Joseph Hazard Campbell (commonly known as J. Hazard Campbell) was born at Providence, Rhode Island, 23 September 1900. He was a stock broker and “socialite.” He was the second child of Frederic T. Campbell, a bill collector, and Mary Hoxsie Liscomb. Campbell married Miss Marjorie Millard Knox in Paris, France, 7 June 1927. They had a daughter, Gracia. Mrs. Campbell was an heiress to F.W. Woolworth stores.
Joseph Marr Gwinn, Jr., was born at Joplin, Missouri, 16 October 1897. He was the son of Joseph Mar Gwinn, a school teacher, and Ellis Gwinn.
Gwinn attended Tulane University, New Orleans, Louisiana, as a member of the Class of 1917. he studied mechanical and electrical engineering. During his senior year, he was an Officer of Instruction in Mathematics. Gwinn was a member of the Delta Sigma Phi fraternity (ΔΣΦ), the Mandolin and Guitar Club, the Tulane Quartette. He was Secretary of the Engineering Society, Class Treasurer, and competed with the Technology Track Team.

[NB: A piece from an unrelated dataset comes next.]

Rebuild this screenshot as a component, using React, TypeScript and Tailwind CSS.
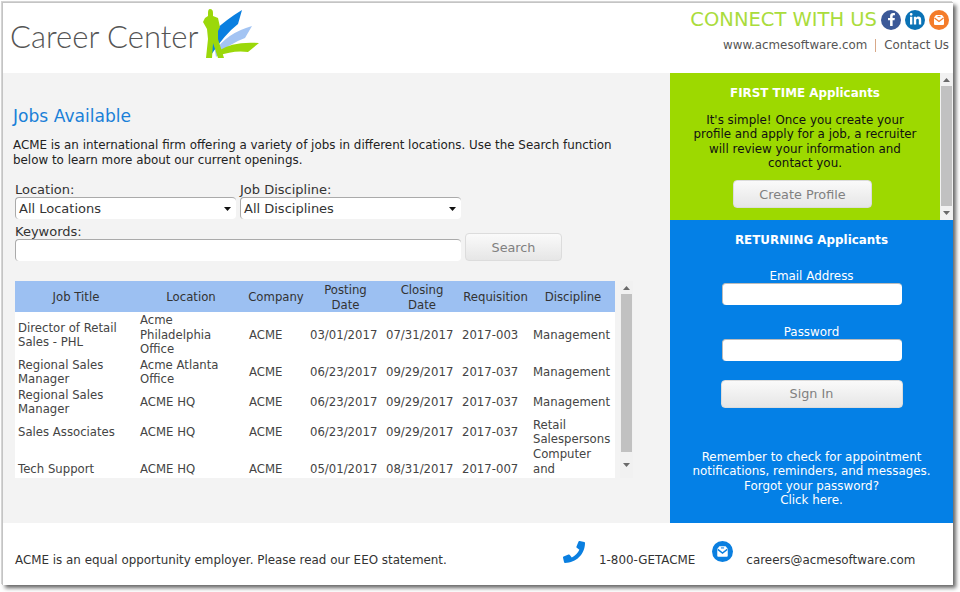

Joseph Marr Gwinn, Jr., married Miss Mildred Curran in New York, 5 October 1920. They would have two children.
Gwinn was employed as an aeronautical engineer for the Consolidated Aircraft Company of Buffalo, New York. When, the company relocated to San Diego, California, he remained in Buffalo to work on his Aircar design, but rejoined the company, now the Consolidated-Vultee Aircraft Corporation.
Following World War II, Gwinn became chief engineer of Garwood Industries in Dearborn, Michigan.
Joseph Marr Gwinn, Jr., died in Dearborn, in July 1965.
© 2018, Bryan R. Swopes
2 thoughts on “23 August 1938”
My father was a test pilot for Consolidated Aircraft Company (C.A.C.) when Joe Gwinn was a designer there. They knew each other and were friends. My father’s diary or some other C.A.C. information source related a story which stated that Joe had gained a reputation of not being a productive aircraft designer due to radical rather than productive ideas and was on the verge of being fired by Reuben Fleet until my father intervened on his behalf to save his job for a while. After Joe left C.A.C. my father purchased two shares of stock in the Joe Gwinn Aircar Company, and they were in the memorabilia that my father left before his fatal crash.